The March 31 article headlined Truck logjam was accompanied by an editorial cartoon and a Street Talk column on the same subject, both on the Letters page.

The article stated that about 122 log trucks would travel down Macquarie Street, Hobart's busiest thoroughfare, during daylight hours if a new pulp mill went ahead. It said a log truck would travel down the street every eight minutes between 6 am and 6 pm according to information supplied to the Resource, Planning and Development Commission by a consultant. A photograph of a fully laden log truck on the thoroughfare taken the previous day was published on the front page with the lead article.

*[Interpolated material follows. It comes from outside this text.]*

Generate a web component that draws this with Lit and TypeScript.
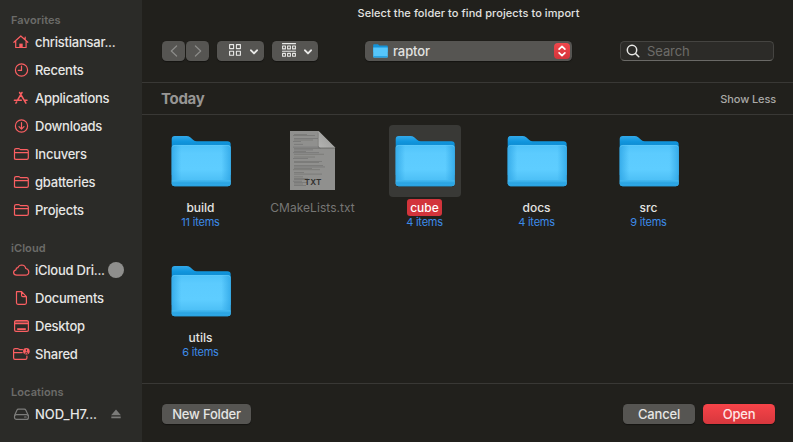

On Wednesday 4 April the Mercury published a follow-up report as the main story on page 7 headlined Jump in city trucks denied quoting forest industry officials who said there would be no increase in truck movements to the present situation.

On 7 April, one week after the original report, the Mercury published a single column correction on the bottom of Page 4 headlined GETTING IT STRAIGHT saying it regretted the error. The paper said the statement about a log truck travelling down the street every eight minutes was wrong and did not appear in any report. It said the calculation made by the Mercury had now been shown to be wrong.

While the Mercury took some steps in its follow-up report on 4 April to try to redress the original errors, neither the article nor the 7 April correction met the Council's requirement that harmful inaccuracies should be corrected promptly and with appropriate prominence.